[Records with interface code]
---------------
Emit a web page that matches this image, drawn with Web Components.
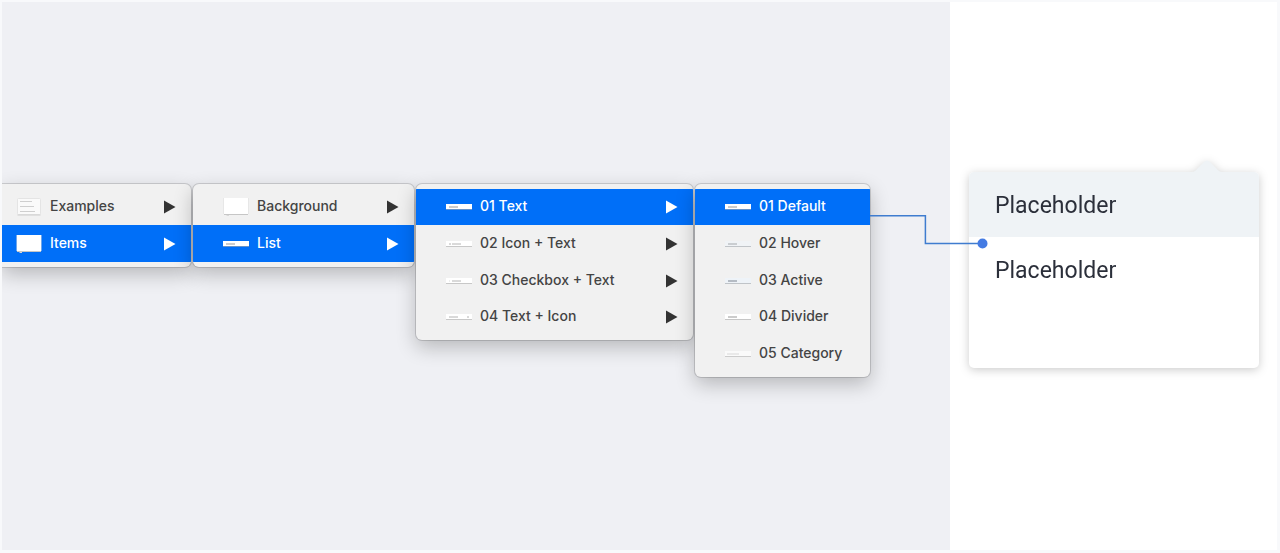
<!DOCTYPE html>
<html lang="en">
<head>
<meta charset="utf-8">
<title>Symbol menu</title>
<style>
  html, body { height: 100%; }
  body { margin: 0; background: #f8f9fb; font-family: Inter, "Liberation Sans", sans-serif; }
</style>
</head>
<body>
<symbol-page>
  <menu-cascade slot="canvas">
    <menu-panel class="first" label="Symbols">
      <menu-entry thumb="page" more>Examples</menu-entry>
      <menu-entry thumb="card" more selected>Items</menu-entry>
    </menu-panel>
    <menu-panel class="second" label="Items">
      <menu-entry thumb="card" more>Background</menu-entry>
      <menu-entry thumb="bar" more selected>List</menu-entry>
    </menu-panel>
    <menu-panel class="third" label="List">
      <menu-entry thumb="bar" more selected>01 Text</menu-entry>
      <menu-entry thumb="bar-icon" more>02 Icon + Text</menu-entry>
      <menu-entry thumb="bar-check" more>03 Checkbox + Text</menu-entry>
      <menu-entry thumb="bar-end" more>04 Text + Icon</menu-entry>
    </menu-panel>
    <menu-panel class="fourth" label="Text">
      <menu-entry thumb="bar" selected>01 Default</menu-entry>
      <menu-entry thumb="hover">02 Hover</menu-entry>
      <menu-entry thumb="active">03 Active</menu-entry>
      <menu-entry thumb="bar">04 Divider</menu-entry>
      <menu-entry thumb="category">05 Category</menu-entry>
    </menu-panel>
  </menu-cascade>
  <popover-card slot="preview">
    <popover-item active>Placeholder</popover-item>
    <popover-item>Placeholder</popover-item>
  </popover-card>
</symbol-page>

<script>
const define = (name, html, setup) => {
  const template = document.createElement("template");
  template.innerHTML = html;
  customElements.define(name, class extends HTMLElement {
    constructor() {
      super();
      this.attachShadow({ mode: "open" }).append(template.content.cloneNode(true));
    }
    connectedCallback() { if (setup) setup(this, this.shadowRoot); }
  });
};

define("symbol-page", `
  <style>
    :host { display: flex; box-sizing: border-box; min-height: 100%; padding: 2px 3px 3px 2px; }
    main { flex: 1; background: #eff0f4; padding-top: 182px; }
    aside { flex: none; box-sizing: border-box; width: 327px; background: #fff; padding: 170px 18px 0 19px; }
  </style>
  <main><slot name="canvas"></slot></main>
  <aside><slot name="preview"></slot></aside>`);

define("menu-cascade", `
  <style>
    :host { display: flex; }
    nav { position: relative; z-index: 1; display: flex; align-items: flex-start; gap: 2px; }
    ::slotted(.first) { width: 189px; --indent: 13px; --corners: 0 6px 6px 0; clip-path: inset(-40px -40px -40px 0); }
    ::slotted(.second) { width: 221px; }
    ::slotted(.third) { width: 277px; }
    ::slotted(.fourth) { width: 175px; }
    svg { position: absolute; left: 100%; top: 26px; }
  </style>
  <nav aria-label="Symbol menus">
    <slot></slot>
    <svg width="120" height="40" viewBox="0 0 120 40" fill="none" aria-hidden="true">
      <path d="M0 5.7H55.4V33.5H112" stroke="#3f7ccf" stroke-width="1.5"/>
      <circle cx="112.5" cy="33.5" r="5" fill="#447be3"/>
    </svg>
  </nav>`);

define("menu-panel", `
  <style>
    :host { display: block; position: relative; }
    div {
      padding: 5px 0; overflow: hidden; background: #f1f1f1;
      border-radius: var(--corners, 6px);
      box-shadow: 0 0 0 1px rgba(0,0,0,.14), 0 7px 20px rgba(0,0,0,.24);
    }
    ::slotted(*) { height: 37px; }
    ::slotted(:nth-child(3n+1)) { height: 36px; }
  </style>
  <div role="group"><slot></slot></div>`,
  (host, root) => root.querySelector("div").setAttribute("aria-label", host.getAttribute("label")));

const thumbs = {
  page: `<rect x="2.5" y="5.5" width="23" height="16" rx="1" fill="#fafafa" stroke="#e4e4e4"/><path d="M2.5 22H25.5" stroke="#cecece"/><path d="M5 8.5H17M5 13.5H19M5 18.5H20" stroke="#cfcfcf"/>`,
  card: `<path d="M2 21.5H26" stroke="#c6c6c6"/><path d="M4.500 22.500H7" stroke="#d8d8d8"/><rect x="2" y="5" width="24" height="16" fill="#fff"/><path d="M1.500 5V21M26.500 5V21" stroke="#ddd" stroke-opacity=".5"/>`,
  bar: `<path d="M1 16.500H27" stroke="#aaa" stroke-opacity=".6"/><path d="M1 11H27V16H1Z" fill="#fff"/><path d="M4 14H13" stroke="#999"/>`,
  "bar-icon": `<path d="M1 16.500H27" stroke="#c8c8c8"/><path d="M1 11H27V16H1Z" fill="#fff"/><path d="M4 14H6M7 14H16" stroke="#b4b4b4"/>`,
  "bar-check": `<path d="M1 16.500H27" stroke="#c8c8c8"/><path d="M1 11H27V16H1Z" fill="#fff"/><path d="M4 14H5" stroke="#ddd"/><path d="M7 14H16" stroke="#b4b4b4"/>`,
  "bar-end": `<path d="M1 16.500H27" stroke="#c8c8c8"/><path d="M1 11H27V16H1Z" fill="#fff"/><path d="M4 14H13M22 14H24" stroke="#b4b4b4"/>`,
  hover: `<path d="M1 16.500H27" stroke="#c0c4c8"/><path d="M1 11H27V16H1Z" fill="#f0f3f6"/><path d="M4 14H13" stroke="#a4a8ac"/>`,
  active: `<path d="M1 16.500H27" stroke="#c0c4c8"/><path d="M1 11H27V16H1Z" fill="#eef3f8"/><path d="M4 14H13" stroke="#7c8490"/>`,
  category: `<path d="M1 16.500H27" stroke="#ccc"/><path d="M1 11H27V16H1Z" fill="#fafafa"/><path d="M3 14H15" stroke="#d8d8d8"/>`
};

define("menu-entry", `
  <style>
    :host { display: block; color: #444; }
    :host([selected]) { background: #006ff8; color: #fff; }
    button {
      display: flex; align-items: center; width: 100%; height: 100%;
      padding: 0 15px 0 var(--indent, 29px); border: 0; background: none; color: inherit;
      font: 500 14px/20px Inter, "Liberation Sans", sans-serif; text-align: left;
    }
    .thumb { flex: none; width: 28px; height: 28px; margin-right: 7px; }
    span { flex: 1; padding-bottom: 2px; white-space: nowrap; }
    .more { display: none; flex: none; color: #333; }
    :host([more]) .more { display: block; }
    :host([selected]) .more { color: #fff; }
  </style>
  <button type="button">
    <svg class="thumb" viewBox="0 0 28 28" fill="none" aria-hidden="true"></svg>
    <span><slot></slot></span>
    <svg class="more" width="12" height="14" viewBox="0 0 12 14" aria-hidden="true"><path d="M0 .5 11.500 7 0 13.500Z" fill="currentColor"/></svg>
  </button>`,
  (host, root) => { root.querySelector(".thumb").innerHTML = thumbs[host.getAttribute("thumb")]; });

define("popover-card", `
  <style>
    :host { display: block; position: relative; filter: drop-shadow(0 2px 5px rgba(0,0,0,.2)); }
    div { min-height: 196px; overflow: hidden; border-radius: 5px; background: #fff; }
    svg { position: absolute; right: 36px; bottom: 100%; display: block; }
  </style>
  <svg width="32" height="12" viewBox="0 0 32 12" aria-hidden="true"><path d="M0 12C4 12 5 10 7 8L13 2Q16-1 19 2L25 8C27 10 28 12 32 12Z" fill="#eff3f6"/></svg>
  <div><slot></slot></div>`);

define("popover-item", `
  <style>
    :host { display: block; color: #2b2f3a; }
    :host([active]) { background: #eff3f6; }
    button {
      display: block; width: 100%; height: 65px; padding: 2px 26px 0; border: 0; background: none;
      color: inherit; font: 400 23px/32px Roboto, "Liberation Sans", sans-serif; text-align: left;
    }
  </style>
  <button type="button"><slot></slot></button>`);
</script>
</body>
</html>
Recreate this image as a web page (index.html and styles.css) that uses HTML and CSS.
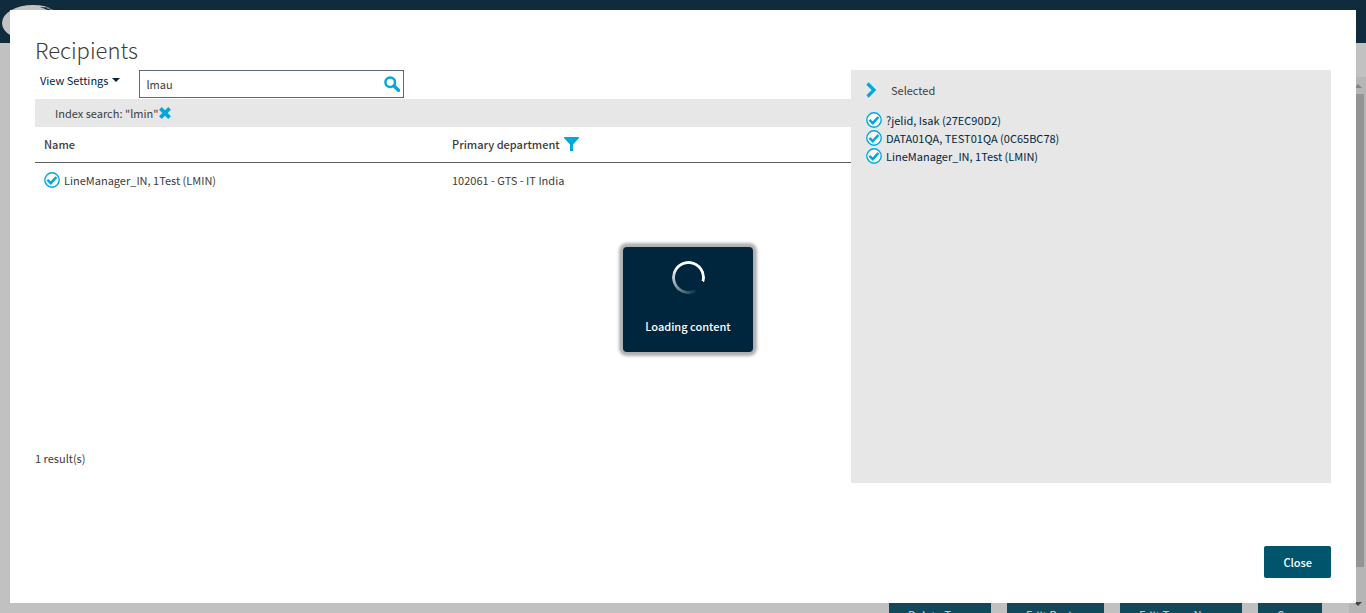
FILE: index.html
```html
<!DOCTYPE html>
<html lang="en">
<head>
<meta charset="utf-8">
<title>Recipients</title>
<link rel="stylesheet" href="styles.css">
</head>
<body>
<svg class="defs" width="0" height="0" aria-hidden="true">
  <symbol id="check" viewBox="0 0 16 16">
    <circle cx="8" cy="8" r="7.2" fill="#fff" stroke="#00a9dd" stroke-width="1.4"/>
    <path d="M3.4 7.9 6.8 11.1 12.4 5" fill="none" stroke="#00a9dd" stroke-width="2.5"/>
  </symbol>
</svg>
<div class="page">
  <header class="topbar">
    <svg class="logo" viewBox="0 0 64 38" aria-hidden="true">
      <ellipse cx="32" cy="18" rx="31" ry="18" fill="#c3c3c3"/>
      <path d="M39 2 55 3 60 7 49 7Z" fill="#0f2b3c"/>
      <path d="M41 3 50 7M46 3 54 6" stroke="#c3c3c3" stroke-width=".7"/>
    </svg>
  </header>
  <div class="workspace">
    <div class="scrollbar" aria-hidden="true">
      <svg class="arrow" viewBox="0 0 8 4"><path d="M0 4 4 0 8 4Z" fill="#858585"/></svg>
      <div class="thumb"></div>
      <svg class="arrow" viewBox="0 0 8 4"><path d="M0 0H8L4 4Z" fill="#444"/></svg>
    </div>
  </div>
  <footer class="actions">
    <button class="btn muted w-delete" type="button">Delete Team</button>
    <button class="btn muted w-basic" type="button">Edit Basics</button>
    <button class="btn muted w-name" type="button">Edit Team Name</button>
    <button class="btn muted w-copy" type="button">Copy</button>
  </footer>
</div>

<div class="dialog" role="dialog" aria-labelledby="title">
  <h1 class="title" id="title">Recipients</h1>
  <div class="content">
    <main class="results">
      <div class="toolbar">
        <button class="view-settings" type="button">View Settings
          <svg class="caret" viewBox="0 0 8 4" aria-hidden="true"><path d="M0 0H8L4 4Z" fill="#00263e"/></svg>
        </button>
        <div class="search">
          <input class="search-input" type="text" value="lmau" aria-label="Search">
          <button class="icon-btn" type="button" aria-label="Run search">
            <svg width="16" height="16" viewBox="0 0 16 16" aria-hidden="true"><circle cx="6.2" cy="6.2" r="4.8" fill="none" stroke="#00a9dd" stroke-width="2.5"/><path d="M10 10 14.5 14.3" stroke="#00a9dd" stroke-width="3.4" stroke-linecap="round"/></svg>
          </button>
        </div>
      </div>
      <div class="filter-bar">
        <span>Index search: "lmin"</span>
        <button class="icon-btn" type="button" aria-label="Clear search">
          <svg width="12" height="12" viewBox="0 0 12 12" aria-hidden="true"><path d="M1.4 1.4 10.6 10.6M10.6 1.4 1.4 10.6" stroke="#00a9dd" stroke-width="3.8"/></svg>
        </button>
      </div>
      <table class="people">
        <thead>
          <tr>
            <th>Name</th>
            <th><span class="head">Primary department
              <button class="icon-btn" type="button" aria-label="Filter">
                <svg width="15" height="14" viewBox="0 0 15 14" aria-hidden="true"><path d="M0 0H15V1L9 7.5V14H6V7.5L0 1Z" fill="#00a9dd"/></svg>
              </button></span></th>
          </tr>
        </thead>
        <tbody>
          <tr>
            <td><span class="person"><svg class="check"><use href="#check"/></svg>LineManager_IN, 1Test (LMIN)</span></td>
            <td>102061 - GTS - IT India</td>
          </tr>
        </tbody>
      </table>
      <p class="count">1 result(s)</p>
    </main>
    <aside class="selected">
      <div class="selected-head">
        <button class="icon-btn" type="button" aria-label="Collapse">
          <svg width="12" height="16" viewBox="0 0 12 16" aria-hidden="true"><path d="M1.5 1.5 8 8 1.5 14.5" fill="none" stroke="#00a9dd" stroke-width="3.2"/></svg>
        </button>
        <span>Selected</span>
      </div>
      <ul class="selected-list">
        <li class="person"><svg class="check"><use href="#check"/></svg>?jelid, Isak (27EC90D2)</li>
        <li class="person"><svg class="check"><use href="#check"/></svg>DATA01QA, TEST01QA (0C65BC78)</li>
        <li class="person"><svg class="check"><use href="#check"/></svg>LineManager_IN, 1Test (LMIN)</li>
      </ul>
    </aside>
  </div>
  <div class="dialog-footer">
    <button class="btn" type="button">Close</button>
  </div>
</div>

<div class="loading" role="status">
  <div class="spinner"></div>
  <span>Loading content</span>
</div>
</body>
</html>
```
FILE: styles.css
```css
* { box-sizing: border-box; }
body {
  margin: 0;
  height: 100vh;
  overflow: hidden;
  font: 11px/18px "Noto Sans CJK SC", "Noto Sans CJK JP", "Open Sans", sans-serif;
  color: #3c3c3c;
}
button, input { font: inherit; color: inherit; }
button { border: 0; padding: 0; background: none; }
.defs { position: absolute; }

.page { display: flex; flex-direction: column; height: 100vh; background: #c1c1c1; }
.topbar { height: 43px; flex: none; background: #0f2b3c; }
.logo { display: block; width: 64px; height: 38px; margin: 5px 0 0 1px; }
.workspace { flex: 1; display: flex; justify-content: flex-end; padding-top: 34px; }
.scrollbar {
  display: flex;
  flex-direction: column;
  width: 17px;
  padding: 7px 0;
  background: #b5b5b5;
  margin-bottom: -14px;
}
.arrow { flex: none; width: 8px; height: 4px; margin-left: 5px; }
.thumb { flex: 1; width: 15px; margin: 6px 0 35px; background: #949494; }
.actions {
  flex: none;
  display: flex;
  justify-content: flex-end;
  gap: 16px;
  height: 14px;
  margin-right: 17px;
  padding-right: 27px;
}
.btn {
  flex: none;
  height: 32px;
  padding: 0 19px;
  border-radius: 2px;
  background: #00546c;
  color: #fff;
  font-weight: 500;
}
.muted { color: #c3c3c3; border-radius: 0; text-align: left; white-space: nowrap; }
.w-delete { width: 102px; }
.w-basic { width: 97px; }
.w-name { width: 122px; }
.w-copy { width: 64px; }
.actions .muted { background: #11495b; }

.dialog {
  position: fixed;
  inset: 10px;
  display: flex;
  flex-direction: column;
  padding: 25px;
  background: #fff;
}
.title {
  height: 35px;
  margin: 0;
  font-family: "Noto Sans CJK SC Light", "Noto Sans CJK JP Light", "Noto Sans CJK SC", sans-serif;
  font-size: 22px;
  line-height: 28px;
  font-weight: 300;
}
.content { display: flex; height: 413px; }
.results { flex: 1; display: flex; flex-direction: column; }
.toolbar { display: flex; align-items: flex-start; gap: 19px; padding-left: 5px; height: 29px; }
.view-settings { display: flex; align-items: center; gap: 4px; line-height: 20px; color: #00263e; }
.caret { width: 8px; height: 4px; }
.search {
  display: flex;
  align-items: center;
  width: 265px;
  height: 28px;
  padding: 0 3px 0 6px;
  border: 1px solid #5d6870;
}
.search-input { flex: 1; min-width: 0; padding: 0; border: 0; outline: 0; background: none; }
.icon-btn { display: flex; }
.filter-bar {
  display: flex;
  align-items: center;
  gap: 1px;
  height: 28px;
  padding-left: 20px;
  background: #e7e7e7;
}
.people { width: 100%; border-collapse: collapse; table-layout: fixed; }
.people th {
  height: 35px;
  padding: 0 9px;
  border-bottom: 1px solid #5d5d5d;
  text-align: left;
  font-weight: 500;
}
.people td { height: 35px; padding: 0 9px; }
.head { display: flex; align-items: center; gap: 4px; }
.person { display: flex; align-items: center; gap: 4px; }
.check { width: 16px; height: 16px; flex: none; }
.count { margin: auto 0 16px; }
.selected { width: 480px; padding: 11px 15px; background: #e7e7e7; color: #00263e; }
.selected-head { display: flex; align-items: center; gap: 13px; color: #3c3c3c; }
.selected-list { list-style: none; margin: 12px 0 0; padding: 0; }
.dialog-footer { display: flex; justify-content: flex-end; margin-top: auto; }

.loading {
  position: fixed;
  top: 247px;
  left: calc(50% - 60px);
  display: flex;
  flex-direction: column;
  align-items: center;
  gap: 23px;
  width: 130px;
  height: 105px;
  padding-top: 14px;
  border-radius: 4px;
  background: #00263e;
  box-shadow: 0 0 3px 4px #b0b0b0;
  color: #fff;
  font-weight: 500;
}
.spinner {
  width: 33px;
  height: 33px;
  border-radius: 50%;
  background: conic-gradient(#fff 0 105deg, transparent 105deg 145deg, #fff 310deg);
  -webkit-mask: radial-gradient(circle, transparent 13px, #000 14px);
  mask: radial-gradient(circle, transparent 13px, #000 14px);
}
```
---------------
→ JOB
Look through the entries above; copy each line where the string "page" appears.

→ OUTPUT OF THE TASK
Emit a web page that matches this image, drawn with Web Components.
<symbol-page>
      <menu-entry thumb="page" more>Examples</menu-entry>
</symbol-page>
define("symbol-page", `
  page: `<rect x="2.5" y="5.5" width="23" height="16" rx="1" fill="#fafafa" stroke="#e4e4e4"/><path d="M2.5 22H25.5" stroke="#cecece"/><path d="M5 8.5H17M5 13.5H19M5 18.5H20" stroke="#cfcfcf"/>`,
Recreate this image as a web page (index.html and styles.css) that uses HTML and CSS.
<div class="page">
.page { display: flex; flex-direction: column; height: 100vh; background: #c1c1c1; }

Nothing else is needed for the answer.